Data records —
###

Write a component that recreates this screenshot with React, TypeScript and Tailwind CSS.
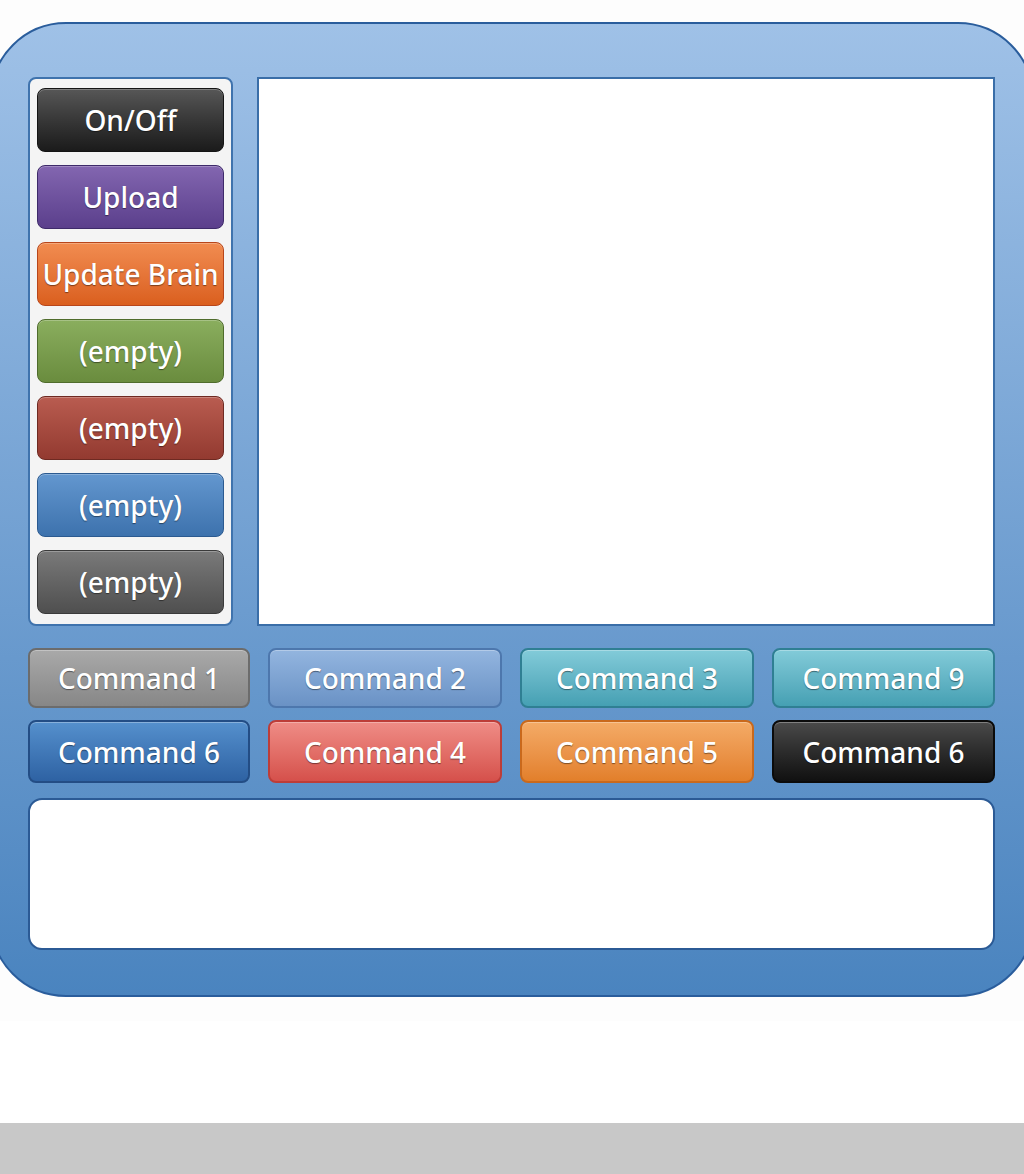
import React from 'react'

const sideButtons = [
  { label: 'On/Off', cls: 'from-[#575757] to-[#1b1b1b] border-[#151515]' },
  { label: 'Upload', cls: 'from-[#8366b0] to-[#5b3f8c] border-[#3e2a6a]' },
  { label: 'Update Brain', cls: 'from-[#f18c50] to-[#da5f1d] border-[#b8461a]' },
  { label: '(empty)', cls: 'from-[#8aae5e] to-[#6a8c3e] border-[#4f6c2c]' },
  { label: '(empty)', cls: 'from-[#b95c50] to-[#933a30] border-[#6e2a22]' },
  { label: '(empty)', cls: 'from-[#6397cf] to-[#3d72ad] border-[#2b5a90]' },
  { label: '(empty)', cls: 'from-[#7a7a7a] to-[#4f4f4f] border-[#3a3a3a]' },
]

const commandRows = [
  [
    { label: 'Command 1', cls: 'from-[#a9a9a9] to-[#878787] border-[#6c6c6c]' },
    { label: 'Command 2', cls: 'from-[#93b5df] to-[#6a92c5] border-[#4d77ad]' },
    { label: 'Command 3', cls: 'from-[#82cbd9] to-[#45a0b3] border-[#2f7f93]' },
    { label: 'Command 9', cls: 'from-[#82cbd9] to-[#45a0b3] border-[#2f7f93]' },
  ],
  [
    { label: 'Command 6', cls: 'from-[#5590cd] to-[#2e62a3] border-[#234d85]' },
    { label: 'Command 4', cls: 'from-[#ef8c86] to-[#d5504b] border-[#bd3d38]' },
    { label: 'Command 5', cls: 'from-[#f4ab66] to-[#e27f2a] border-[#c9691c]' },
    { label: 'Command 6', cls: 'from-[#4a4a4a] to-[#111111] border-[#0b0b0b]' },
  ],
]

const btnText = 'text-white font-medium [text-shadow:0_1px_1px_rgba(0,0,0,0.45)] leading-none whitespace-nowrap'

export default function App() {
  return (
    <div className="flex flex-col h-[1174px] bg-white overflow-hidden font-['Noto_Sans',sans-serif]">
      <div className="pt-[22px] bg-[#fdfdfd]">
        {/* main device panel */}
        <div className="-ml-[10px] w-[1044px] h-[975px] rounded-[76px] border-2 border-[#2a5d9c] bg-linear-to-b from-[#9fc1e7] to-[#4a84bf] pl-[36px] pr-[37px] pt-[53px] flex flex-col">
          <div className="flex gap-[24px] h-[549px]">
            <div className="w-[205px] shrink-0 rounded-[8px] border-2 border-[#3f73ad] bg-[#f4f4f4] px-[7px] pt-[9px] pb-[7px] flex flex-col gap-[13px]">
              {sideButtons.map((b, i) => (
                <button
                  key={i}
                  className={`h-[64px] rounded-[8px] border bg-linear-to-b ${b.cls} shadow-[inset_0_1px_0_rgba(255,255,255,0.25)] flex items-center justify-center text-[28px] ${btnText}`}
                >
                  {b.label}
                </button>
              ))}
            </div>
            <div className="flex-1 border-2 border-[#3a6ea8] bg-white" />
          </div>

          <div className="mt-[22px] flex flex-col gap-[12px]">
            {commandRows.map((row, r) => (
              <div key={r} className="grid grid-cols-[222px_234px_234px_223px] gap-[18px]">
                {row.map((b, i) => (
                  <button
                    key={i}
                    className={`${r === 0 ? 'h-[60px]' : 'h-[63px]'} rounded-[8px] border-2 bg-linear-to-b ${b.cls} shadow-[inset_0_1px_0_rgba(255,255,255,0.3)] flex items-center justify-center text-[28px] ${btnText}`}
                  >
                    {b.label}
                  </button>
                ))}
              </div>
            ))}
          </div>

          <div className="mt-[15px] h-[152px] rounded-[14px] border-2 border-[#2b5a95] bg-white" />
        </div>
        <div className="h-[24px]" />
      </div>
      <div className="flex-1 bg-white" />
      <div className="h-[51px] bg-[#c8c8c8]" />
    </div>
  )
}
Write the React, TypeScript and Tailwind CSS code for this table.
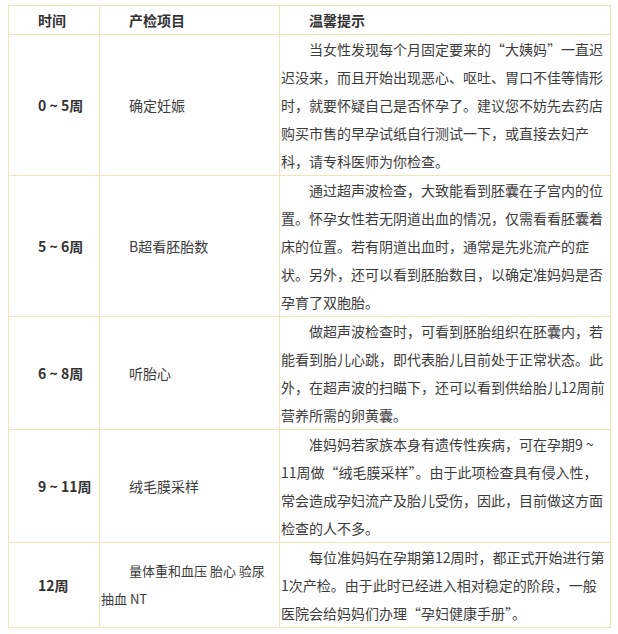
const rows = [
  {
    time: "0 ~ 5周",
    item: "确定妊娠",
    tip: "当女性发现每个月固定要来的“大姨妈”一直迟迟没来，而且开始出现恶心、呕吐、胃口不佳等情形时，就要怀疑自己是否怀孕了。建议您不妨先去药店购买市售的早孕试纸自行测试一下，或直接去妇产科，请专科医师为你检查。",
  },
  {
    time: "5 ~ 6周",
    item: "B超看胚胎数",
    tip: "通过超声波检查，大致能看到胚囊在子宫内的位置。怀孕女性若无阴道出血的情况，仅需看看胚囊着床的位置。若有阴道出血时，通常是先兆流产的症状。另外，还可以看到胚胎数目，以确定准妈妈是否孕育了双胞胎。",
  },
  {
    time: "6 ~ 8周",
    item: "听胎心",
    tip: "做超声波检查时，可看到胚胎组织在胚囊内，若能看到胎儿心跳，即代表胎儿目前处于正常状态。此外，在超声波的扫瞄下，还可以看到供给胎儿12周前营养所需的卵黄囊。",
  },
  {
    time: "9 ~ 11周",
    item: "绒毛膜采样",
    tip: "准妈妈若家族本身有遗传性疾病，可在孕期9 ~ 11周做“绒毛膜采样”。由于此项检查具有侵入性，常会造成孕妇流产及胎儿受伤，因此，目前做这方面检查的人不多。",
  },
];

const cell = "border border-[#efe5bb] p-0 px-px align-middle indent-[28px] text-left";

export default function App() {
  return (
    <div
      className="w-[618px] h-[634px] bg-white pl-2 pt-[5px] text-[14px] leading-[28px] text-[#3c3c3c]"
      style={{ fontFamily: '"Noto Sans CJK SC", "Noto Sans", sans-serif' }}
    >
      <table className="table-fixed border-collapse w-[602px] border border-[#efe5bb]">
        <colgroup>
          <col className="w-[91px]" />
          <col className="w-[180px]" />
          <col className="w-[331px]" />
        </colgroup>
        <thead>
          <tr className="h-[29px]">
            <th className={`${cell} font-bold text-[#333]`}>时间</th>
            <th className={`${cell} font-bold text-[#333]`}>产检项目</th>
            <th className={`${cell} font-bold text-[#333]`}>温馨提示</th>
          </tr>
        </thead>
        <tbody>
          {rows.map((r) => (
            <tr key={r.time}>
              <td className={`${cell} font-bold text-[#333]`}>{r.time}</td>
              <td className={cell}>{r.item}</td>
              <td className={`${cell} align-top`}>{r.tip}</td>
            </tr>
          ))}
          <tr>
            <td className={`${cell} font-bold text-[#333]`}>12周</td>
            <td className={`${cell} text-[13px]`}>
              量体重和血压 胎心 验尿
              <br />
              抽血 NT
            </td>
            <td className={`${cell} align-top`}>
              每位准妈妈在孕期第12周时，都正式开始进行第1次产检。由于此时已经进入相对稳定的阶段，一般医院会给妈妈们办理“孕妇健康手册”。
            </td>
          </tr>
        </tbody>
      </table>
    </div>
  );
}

###

Write down every line from the opening of the listing to the line with "import React from 'react'", both included, and nothing else; the pictures are omitted.

Write a component that recreates this screenshot with React, TypeScript and Tailwind CSS.
import React from 'react'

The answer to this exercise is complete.